• What you need to do:
Search the material for the word "page" and copy each line that holds it.

>>

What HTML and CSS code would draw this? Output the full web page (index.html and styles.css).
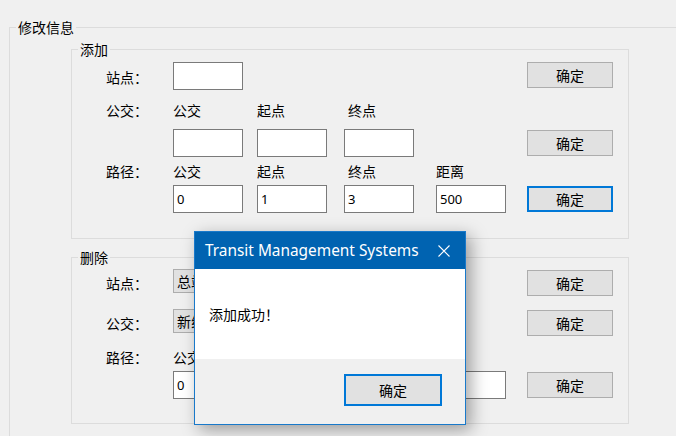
FILE: index.html
```html
<!DOCTYPE html>
<html lang="zh-CN">
<head>
    <meta charset="UTF-8">
    <title>修改信息</title>
    <link rel="stylesheet" href="styles.css">
</head>
<body>
    <fieldset class="group outer">
        <legend>修改信息</legend>

        <fieldset class="group add">
            <legend>添加</legend>
            <div class="rows">
                <div class="row h29">
                    <span class="lbl">站点：</span>
                    <input type="text" class="box mt1">
                    <button class="btn c6">确定</button>
                </div>
                <div class="row h38">
                    <span class="lbl">公交：</span>
                    <span class="lbl">公交</span>
                    <span class="lbl">起点</span>
                    <span class="lbl pl4">终点</span>
                </div>
                <div class="row h28">
                    <input type="text" class="box c2">
                    <input type="text" class="box">
                    <input type="text" class="box">
                    <button class="btn c6 mt1">确定</button>
                </div>
                <div class="row h28">
                    <span class="lbl">路径：</span>
                    <span class="lbl">公交</span>
                    <span class="lbl">起点</span>
                    <span class="lbl pl4">终点</span>
                    <span class="lbl">距离</span>
                </div>
                <div class="row h28">
                    <input type="text" class="box c2" value="0">
                    <input type="text" class="box" value="1">
                    <input type="text" class="box" value="3">
                    <input type="text" class="box" value="500">
                    <button class="btn focus c6 mt1">确定</button>
                </div>
            </div>
        </fieldset>

        <fieldset class="group del">
            <legend>删除</legend>
            <div class="rows">
                <div class="row h40">
                    <span class="lbl off6">站点：</span>
                    <div class="combo">总站</div>
                    <button class="btn c6 mt1">确定</button>
                </div>
                <div class="row h40">
                    <span class="lbl off6">公交：</span>
                    <div class="combo">新线</div>
                    <button class="btn c6 mt1">确定</button>
                </div>
                <div class="row h22">
                    <span class="lbl off0">路径：</span>
                    <span class="lbl off0">公交</span>
                    <span class="lbl off0">起点</span>
                    <span class="lbl off0 pl4">终点</span>
                    <span class="lbl off0">距离</span>
                </div>
                <div class="row h28">
                    <input type="text" class="box c2" value="0">
                    <input type="text" class="box">
                    <input type="text" class="box">
                    <input type="text" class="box">
                    <button class="btn c6 mt1">确定</button>
                </div>
            </div>
        </fieldset>
    </fieldset>

    <div class="msgbox">
        <div class="msg-title">
            <span>Transit Management Systems</span>
            <svg class="msg-close" width="12" height="12" viewBox="0 0 12 12">
                <path d="M0.5 0.5 L11.5 11.5 M11.5 0.5 L0.5 11.5" stroke="#fff" stroke-width="1.1" fill="none"/>
            </svg>
        </div>
        <div class="msg-body">添加成功！</div>
        <div class="msg-foot">
            <button class="btn focus msg-ok">确定</button>
        </div>
    </div>
</body>
</html>
```

FILE: styles.css
```css
body {
    margin: 0;
    width: 676px;
    height: 436px;
    overflow: hidden;
    position: relative;
    background: #f0f0f0;
    font-family: "Noto Sans CJK SC", sans-serif;
    font-size: 14px;
    color: #000;
}
.group {
    border: 1px solid #dcdcdc;
    margin: 0;
    padding: 0;
    min-width: 0;
    box-sizing: border-box;
}
.group > legend {
    margin-left: 6px;
    padding: 0 2px;
    line-height: 18px;
}
.outer {
    margin: 18px 0 0 9px;
    padding-top: 4px;
    height: 418px;
    border-right: none;
    border-bottom: none;
}
.add {
    margin-left: 61px;
    width: 558px;
    padding: 4px 0 25px 0;
}
.del {
    margin: 9px 0 0 61px;
    width: 558px;
    padding: 3px 0 24px 0;
}
.rows {
    padding-left: 34px;
}
.row {
    display: grid;
    grid-template-columns: 67px 84px 87px 92px 91px 86px;
    align-items: start;
}
.h22 { height: 22px; }
.h28 { height: 28px; }
.h29 { height: 29px; }
.h38 { height: 38px; }
.h40 { height: 40px; }
.c2 { grid-column: 2; }
.c6 { grid-column: 6; }
.mt1 { margin-top: 1px; }
.pl4 { padding-left: 4px; }
.lbl {
    line-height: 16px;
    align-self: center;
    white-space: nowrap;
}
.lbl.off6 {
    align-self: start;
    margin-top: 6px;
}
.lbl.off0 {
    align-self: start;
}
.box {
    width: 70px;
    height: 28px;
    margin: 0;
    padding: 0 3px;
    box-sizing: border-box;
    border: 1px solid #7a7a7a;
    border-radius: 0;
    background: #fff;
    font-family: "Noto Sans", sans-serif;
    font-size: 13px;
    color: #000;
    outline: none;
}
.btn {
    width: 86px;
    height: 26px;
    padding: 0;
    box-sizing: border-box;
    border: 1px solid #adadad;
    border-radius: 0;
    background: #e1e1e1;
    font-family: "Noto Sans CJK SC", sans-serif;
    font-size: 14px;
    color: #000;
}
.btn.focus {
    border: 2px solid #0078d7;
}
.combo {
    width: 121px;
    height: 24px;
    padding-left: 3px;
    box-sizing: border-box;
    border: 1px solid #adadad;
    background: #e1e1e1;
    line-height: 22px;
    white-space: nowrap;
}
.msgbox {
    position: absolute;
    left: 194px;
    top: 231px;
    width: 272px;
    height: 194px;
    box-sizing: border-box;
    border: 1px solid #1979ca;
    background: #f0f0f0;
    display: flex;
    flex-direction: column;
    box-shadow: 5px 5px 16px rgba(0, 0, 0, 0.35);
}
.msg-title {
    height: 37px;
    background: #0063b1;
    color: #fff;
    font-family: "Noto Sans", sans-serif;
    font-size: 15.4px;
    display: flex;
    align-items: center;
    justify-content: space-between;
    padding-left: 10px;
}
.msg-close {
    margin-right: 15px;
}
.msg-body {
    height: 90px;
    background: #fff;
    display: flex;
    align-items: center;
    padding-left: 14px;
}
.msg-foot {
    flex: 1;
    display: flex;
    justify-content: flex-end;
    align-items: flex-start;
    padding: 15px 23px 0 0;
}
.msg-ok {
    width: 98px;
    height: 32px;
}
```
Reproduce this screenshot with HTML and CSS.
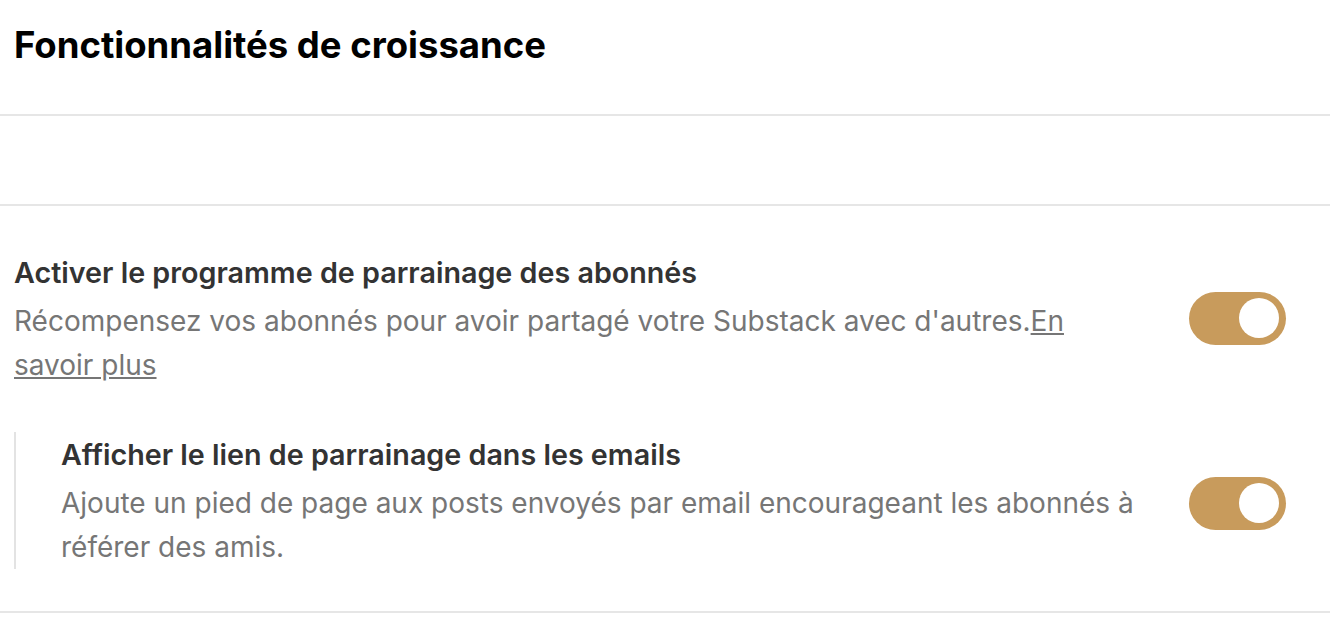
FILE: index.html
```html
<!DOCTYPE html>
<html>
  <head>
    <title>Fonctionnalités de croissance</title>
    <link rel="stylesheet" href="styles.css">
  </head>
  <body>
    <div class="page-header">
      <h1>Fonctionnalités de croissance</h1>
    </div>
    <div class="spacer"></div>
    <div class="settings">
      <div class="setting">
        <div class="setting-text">
          <div class="setting-title">Activer le programme de parrainage des abonnés</div>
          <p class="setting-desc">Récompensez vos abonnés pour avoir partagé votre Substack avec d'autres.<a href="#">En savoir plus</a></p>
        </div>
        <div class="toggle on"><span class="knob"></span></div>
      </div>
      <div class="setting sub">
        <div class="setting-text">
          <div class="setting-title">Afficher le lien de parrainage dans les emails</div>
          <p class="setting-desc">Ajoute un pied de page aux posts envoyés par email encourageant les abonnés à référer des amis.</p>
        </div>
        <div class="toggle on"><span class="knob"></span></div>
      </div>
    </div>
  </body>
</html>
```

FILE: styles.css
```css
body {
  font-family: Inter, Roboto, "Liberation Sans", sans-serif;
  background-color: #fff;
  margin: 0;
  padding: 0;
}

.page-header {
  height: 114px;
  padding: 0 14px;
  border-bottom: 2px solid #e6e6e6;
  display: flex;
  align-items: flex-start;
}

h1 {
  margin: 24px 0 0;
  font-size: 36.5px;
  line-height: 42px;
  font-weight: 700;
  color: #000;
}

.spacer {
  height: 88px;
  border-bottom: 2px solid #e6e6e6;
}

.settings {
  padding: 49px 44px 42px 14px;
  border-bottom: 2px solid #e6e6e6;
}

.setting {
  display: flex;
  align-items: center;
  gap: 50px;
}

.setting.sub {
  margin-top: 45px;
  padding: 5px 0 0 45px;
  border-left: 2px solid #e3e3e3;
}

.setting-text {
  flex: 1;
}

.setting-title {
  font-size: 28.7px;
  line-height: 36px;
  font-weight: 600;
  color: #333;
}

.setting-desc {
  margin: 8px 0 0;
  font-size: 28px;
  line-height: 44px;
  color: #767676;
}

.setting-desc a {
  color: #767676;
  text-decoration: underline;
}

.toggle {
  width: 97px;
  height: 53px;
  border-radius: 27px;
  background-color: #c89b5c;
  flex-shrink: 0;
  display: flex;
  align-items: center;
  justify-content: flex-end;
  padding: 0 7px;
  box-sizing: border-box;
}

.setting:first-child .toggle {
  margin-bottom: 6px;
}

.knob {
  width: 40px;
  height: 40px;
  border-radius: 50%;
  background-color: #fff;
}
```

<<

• Response:
What HTML and CSS code would draw this? Output the full web page (index.html and styles.css).
    <div class="page-header">
          <p class="setting-desc">Ajoute un pied de page aux posts envoyés par email encourageant les abonnés à référer des amis.</p>
.page-header {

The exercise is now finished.